The changes are modelled on the process that Parliament previously agreed for filling MEP vacancies in Northern Ireland; it has been successfully used to fill a vacant seat there. I should explain that the single transferable vote is used for European parliamentary elections in Northern Ireland, which differs from the system used in Great Britain. Under STV, there are no party lists and in the event of a vacancy the nominating officer of the party that previously won the seat will nominate the person to be the new MEP. They will then be returned to the seat by the chief electoral officer for Northern Ireland.
We have consulted on the instruments with the Electoral Commission and others, such as the Society of Local Authority Chief Executives, the Association of Electoral Administrators and the Government of Gibraltar.

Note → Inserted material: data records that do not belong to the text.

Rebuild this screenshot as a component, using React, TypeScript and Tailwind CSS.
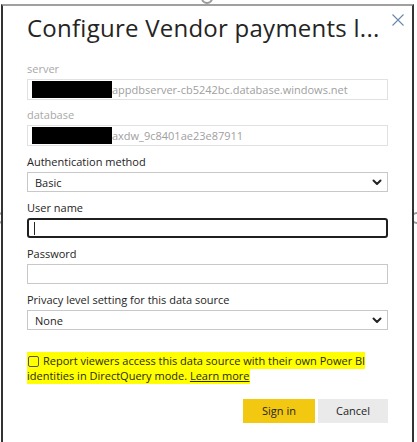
const font = { fontFamily: '"Open Sans", "Noto Sans", sans-serif' }

function Label({ children, muted }: { children: React.ReactNode; muted?: boolean }) {
    return (
        <div className={`text-[11px] leading-[16px] ${muted ? 'text-[#a8a8a8]' : 'text-[#252423]'}`}>
            {children}
        </div>
    )
}

function ReadOnlyField({ hidden, value }: { hidden: number; value: string }) {
    return (
        <div className="mt-[2px] h-[21px] border border-[#e1e1e1] flex items-center pl-[4px]">
            <div className="h-[17px] bg-black" style={{ width: hidden }} />
            <span className="text-[11px] text-[#a0a0a0] leading-none">{value}</span>
        </div>
    )
}

function Chevron() {
    return (
        <svg width="10" height="7" viewBox="0 0 10 7" fill="none" stroke="#252423" strokeWidth="2" strokeLinecap="round" strokeLinejoin="round">
            <path d="M1.5 1.5 L5 5 L8.5 1.5" />
        </svg>
    )
}

function Select({ value }: { value: string }) {
    return (
        <div className="mt-[2px] h-[20px] border border-[#c8c8c8] flex items-center justify-between pl-[7px] pr-[5px]">
            <span className="text-[11px] text-[#252423] leading-none">{value}</span>
            <Chevron />
        </div>
    )
}

export default function App() {
    return (
        <div className="relative w-[417px] h-[442px] bg-white overflow-hidden" style={font}>
            {/* screenshot resize handles */}
            <div className="absolute left-[201px] top-[-8px] w-[12px] h-[12px] rounded-full border-2 border-[#9a9a9a] bg-white" />
            <div className="absolute left-[202px] top-[436px] w-[12px] h-[12px] rounded-full border-2 border-[#9a9a9a] bg-white" />
            <div className="absolute left-[-8px] top-[212px] w-[12px] h-[12px] rounded-full border-2 border-[#9a9a9a] bg-white" />
            <div className="absolute left-[411px] top-[212px] w-[12px] h-[12px] rounded-full border-2 border-[#9a9a9a] bg-white" />

            <div className="relative ml-[1px] mt-[4px] w-[413px] h-[460px] border-t-2 border-t-[#a0a0a0] border-l-2 border-l-[#333] border-r-2 border-r-[#333] bg-white pl-[24px] pr-[24px]">
                <button className="absolute right-[8px] top-[8px] text-[#6b87ad]">
                    <svg width="12" height="12" viewBox="0 0 12 12" fill="none" stroke="currentColor" strokeWidth="1.1">
                        <path d="M0.5 0.5 L11.5 11.5 M11.5 0.5 L0.5 11.5" />
                    </svg>
                </button>

                <h1 className="mt-[7px] text-[24px] leading-[30px] text-[#252423] tracking-[0.25px] whitespace-nowrap">
                    Configure Vendor payments l...
                </h1>

                <div className="mt-[18px]">
                    <Label muted>server</Label>
                    <ReadOnlyField hidden={80} value="appdbserver-cb5242bc.database.windows.net" />
                </div>

                <div className="mt-[7px]">
                    <Label muted>database</Label>
                    <ReadOnlyField hidden={80} value="axdw_9c8401ae23e87911" />
                </div>

                <div className="mt-[8px]">
                    <Label>Authentication method</Label>
                    <Select value="Basic" />
                </div>

                <div className="mt-[8px]">
                    <Label>User name</Label>
                    <div className="mt-[2px] h-[20px] border-2 border-[#1f1f1f] rounded-[3px] flex items-center pl-[5px]">
                        <div className="w-[1px] h-[13px] bg-[#252423]" />
                    </div>
                </div>

                <div className="mt-[8px]">
                    <Label>Password</Label>
                    <div className="mt-[2px] h-[20px] border border-[#c8c8c8]" />
                </div>

                <div className="mt-[8px]">
                    <Label>Privacy level setting for this data source</Label>
                    <Select value="None" />
                </div>

                <div className="mt-[23px] pr-[20px] text-[11px] leading-[15px] text-[#2b2b10]">
                    <span className="bg-[#ffff00] [box-decoration-break:clone] py-[1px]">
                        <span className="inline-block align-[-2px] w-[11px] h-[11px] border border-[#555] rounded-[2px] mr-[4px] ml-[1px]" />
                        Report viewers access this data source with their own Power BI identities in DirectQuery mode.{' '}
                        <a className="underline underline-offset-1">Learn more</a>
                    </span>
                </div>

                <div className="mt-[16px] flex justify-end gap-[3px]">
                    <button className="w-[72px] h-[24px] bg-[#f2c811] text-[11px] text-[#252423]">Sign in</button>
                    <button className="w-[70px] h-[24px] bg-[#eaeaea] text-[11px] text-[#252423]">Cancel</button>
                </div>
            </div>
        </div>
    )
}
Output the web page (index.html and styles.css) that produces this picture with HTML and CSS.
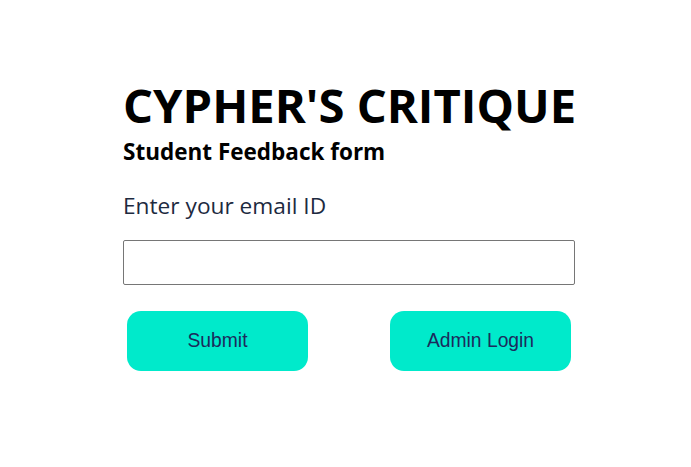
FILE: index.html
```html
<!DOCTYPE html>
<html>
<head>
<meta charset="utf-8">
<link rel="stylesheet" href="styles.css">
</head>
<body>
<main class="page">
  <section class="card">
    <h1 class="title">CYPHER'S CRITIQUE</h1>
    <h2 class="subtitle">Student Feedback form</h2>
    <label class="label" for="email">Enter your email ID</label>
    <input class="input" id="email" type="text">
    <div class="actions">
      <button class="btn">Submit</button>
      <button class="btn">Admin Login</button>
    </div>
  </section>
</main>
</body>
</html>
```
FILE: styles.css
```css
html, body {
  margin: 0;
  padding: 0;
  background: #ffffff;
}
.page {
  padding: 75px 0 0 123px;
}
.card {
  width: 452px;
  display: flex;
  flex-direction: column;
  font-family: "Open Sans", "Noto Sans", sans-serif;
}
.title {
  margin: 0;
  font-size: 47.2px;
  font-weight: 700;
  line-height: 60px;
  color: #000;
  white-space: nowrap;
}
.subtitle {
  margin: 2px 0 0;
  font-size: 22.5px;
  font-weight: 700;
  line-height: 30px;
  color: #000;
}
.label {
  margin-top: 24px;
  font-size: 22.7px;
  line-height: 30px;
  color: #1d2a3f;
}
.input {
  margin-top: 19px;
  box-sizing: border-box;
  height: 45px;
  width: 452px;
  border: 1px solid #767676;
  border-radius: 2px;
  padding: 0 8px;
}
.actions {
  display: flex;
  justify-content: space-between;
  padding: 0 4px;
  margin-top: 26px;
}
.btn {
  width: 181px;
  height: 60px;
  border: none;
  border-radius: 14px;
  background: #00eacb;
  color: #1c2b5c;
  font-family: "Liberation Sans", Arial, sans-serif;
  font-size: 19.3px;
}
```
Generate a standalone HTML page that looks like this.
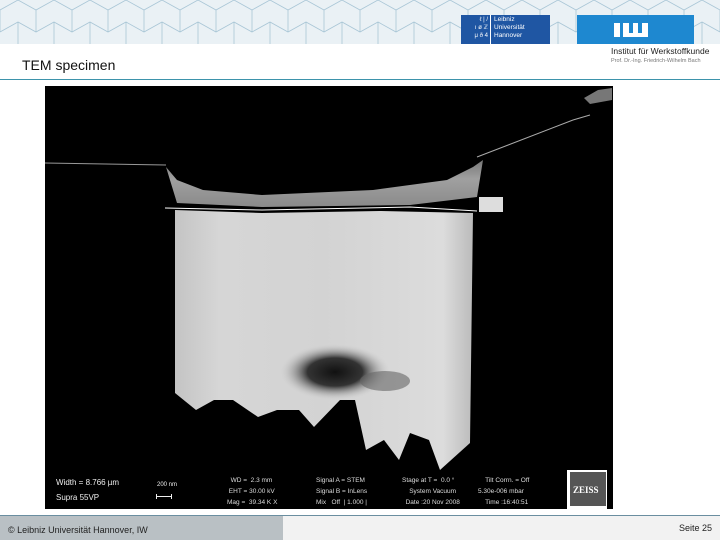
<!DOCTYPE html><html><head><meta charset="utf-8"><style>
body{margin:0;width:720px;height:540px;position:relative;overflow:hidden;background:#fff;font-family:"Liberation Sans",sans-serif}
.a{position:absolute}
</style></head><body>
<svg class="a" style="left:0;top:0" width="720" height="44">
<rect width="720" height="44" fill="#eaf1f5"/>
<g stroke="#a9c6d6" stroke-width="0.8" fill="none">
<path d="M0 10 L18 0 L36 10 L54 0 L72 10 L90 0 L108 10 L126 0 L144 10 L162 0 L180 10 L198 0 L216 10 L234 0 L252 10 L270 0 L288 10 L306 0 L324 10 L342 0 L360 10 L378 0 L396 10 L414 0 L432 10 L450 0 L468 10 L486 0 L504 10 L522 0 L540 10 L558 0 L576 10 L594 0 L612 10 L630 0 L648 10 L666 0 L684 10 L702 0 L720 10"/>
<path d="M0 32 L18 22 L36 32 L54 22 L72 32 L90 22 L108 32 L126 22 L144 32 L162 22 L180 32 L198 22 L216 32 L234 22 L252 32 L270 22 L288 32 L306 22 L324 32 L342 22 L360 32 L378 22 L396 32 L414 22 L432 32 L450 22 L468 32 L486 22 L504 32 L522 22 L540 32 L558 22 L576 32 L594 22 L612 32 L630 22 L648 32 L666 22 L684 32 L702 22 L720 32"/>
<path d="M0 10V32M36 10V32M72 10V32M108 10V32M144 10V32M180 10V32M216 10V32M252 10V32M288 10V32M324 10V32M360 10V32M396 10V32M432 10V32M468 10V32M504 10V32M540 10V32M576 10V32M612 10V32M648 10V32M684 10V32M720 10V32"/>
<path d="M18 22V44M54 22V44M90 22V44M126 22V44M162 22V44M198 22V44M234 22V44M270 22V44M306 22V44M342 22V44M378 22V44M414 22V44M450 22V44M486 22V44M522 22V44M558 22V44M594 22V44M630 22V44M666 22V44M702 22V44"/>
</g></svg>
<div class="a" style="left:461px;top:15px;width:89px;height:29px;background:#1f56a3"></div>
<div class="a" style="left:490px;top:15px;width:1px;height:29px;background:#fff"></div>
<div class="a" style="left:464px;top:16px;font-size:6px;line-height:8px;color:#fff;width:24px;text-align:right">ℓ | /<br>ı ø ℤ<br>μ ð 4</div>
<div class="a" style="left:494px;top:16px;font-size:6.5px;line-height:8px;color:#fff">Leibniz<br>Universität<br>Hannover</div>
<div class="a" style="left:577px;top:15px;width:117px;height:29px;background:#1e88d0"></div>
<svg class="a" style="left:612px;top:19px" width="40" height="20"><path d="M2 4h6v14H2zM11 4h6v10h4V4h5v10h4V4h6v14H11z" fill="#fff"/></svg>
<div class="a" style="left:611px;top:46px;font-size:8.5px;color:#222">Institut für Werkstoffkunde</div>
<div class="a" style="left:611px;top:58px;font-size:5.5px;color:#777">Prof. Dr.-Ing. Friedrich-Wilhelm Bach</div>
<div class="a" style="left:22px;top:57px;font-size:14px;color:#111">TEM specimen</div>
<div class="a" style="left:0;top:79px;width:720px;height:1px;background:#3d93ab"></div>
<svg class="a" style="left:45px;top:86px" width="568" height="423" viewBox="45 86 568 423">
<defs><radialGradient id="g" cx="0.5" cy="0.5" r="0.5"><stop offset="0" stop-color="#111"/><stop offset="0.5" stop-color="#333"/><stop offset="1" stop-color="#c8c8c8" stop-opacity="0"/></radialGradient>
<linearGradient id="s" x1="0" x2="1"><stop offset="0" stop-color="#c4c4c4"/><stop offset="0.15" stop-color="#d6d6d6"/><stop offset="0.5" stop-color="#d3d3d3"/><stop offset="0.9" stop-color="#dcdcdc"/><stop offset="1" stop-color="#bbb"/></linearGradient>
<linearGradient id="b" x1="0" y1="0" x2="0" y2="1"><stop offset="0" stop-color="#777"/><stop offset="0.4" stop-color="#a0a0a0"/><stop offset="1" stop-color="#8a8a8a"/></linearGradient></defs>
<rect x="45" y="86" width="568" height="423" fill="#000"/>
<path d="M45 163L166 165" stroke="#999" stroke-width="1"/>
<path d="M477 157L573 120L590 115" stroke="#aaa" stroke-width="1" fill="none"/>
<path d="M584 98L598 90L612 88L612 100L590 104Z" fill="#777"/>
<path d="M166 167L177 180L203 190L262 195L373 190L447 180L473 167L483 160L477 197L410 205L262 207L177 203Z" fill="url(#b)"/>
<path d="M479 197L503 197L503 212L479 212Z" fill="#ddd"/>
<path d="M165 208L262 210L410 207L477 211" stroke="#fff" stroke-width="1" fill="none"/>
<path d="M175 210L262 213L380 211L473 213L470 443L440 470L429 440L410 433L399 460L384 440L366 450L355 400L340 400L314 427L299 410L277 410L258 417L233 400L214 400L196 410L175 393Z" fill="url(#s)"/>
<ellipse cx="335" cy="372" rx="55" ry="28" fill="url(#g)"/>
<ellipse cx="385" cy="381" rx="25" ry="10" fill="#666" opacity="0.6"/>
<rect x="567" y="470" width="40" height="39" fill="#fff"/>
<rect x="570" y="472" width="36" height="34" fill="#555"/>
<text x="573" y="493" font-family="Liberation Serif" font-weight="bold" font-size="9" fill="#fff">ZEISS</text>
</svg>
<div class="a" style="left:56px;top:478px;font-size:8px;color:#eee">Width = 8.766 µm</div>
<div class="a" style="left:56px;top:493px;font-size:8px;color:#eee">Supra 55VP</div>
<div class="a" style="left:157px;top:482px;font-size:6px;color:#eee">200 nm</div>
<div class="a" style="left:156px;top:494px;width:14px;height:5px;border:1px solid #eee;border-top:none;border-bottom:none"></div>
<div class="a" style="left:156px;top:496px;width:15px;height:1px;background:#eee"></div>
<div class="a" style="left:227px;top:475px;font-size:6.5px;line-height:11px;color:#ddd;white-space:pre">  WD =  2.3 mm
 EHT = 30.00 kV
Mag =  39.34 K X</div>
<div class="a" style="left:316px;top:475px;font-size:6.5px;line-height:11px;color:#ddd;white-space:pre">Signal A = STEM
Signal B = InLens
Mix   Off  | 1.000 |</div>
<div class="a" style="left:402px;top:475px;font-size:6.5px;line-height:11px;color:#ddd;white-space:pre">Stage at T =  0.0 °
    System Vacuum
  Date :20 Nov 2008</div>
<div class="a" style="left:478px;top:475px;font-size:6.5px;line-height:11px;color:#ddd;white-space:pre">    Tilt Corrn. = Off
5.30e-006 mbar
    Time :16:40:51</div>
<div class="a" style="left:0;top:515px;width:720px;height:1px;background:#6a8ea0"></div>
<div class="a" style="left:0;top:516px;width:283px;height:24px;background:#b9c0c4"></div>
<div class="a" style="left:283px;top:516px;width:437px;height:24px;background:#f2f2f2"></div>
<div class="a" style="left:8px;top:525px;font-size:9px;color:#222">© Leibniz Universität Hannover, IW</div>
<div class="a" style="right:8px;top:523px;font-size:9px;color:#222">Seite 25</div>
</body></html>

There is general agreement among those whose views were sought on the instruments that it is desirable to avoid a European parliamentary by-election across a region just before the UK leaves the EU.
Our law provides that if a vacancy occurs less than six months before the next European parliamentary election, the seat remains vacant until that election and it is not necessary for a by-election to be held. We are maintaining that position, but without the changes there would be a period of almost a year when it would be necessary to hold a by-election if a vacant seat could not be filled from the candidates on the relevant party list.
In summary, the statutory instruments make sensible and proportionate changes to the process for filling vacant MEP seats. The changes are designed to reduce the likelihood of any costly European parliamentary by-elections being required in Great Britain before the UK leaves the EU. I commend the regulations to the Committee.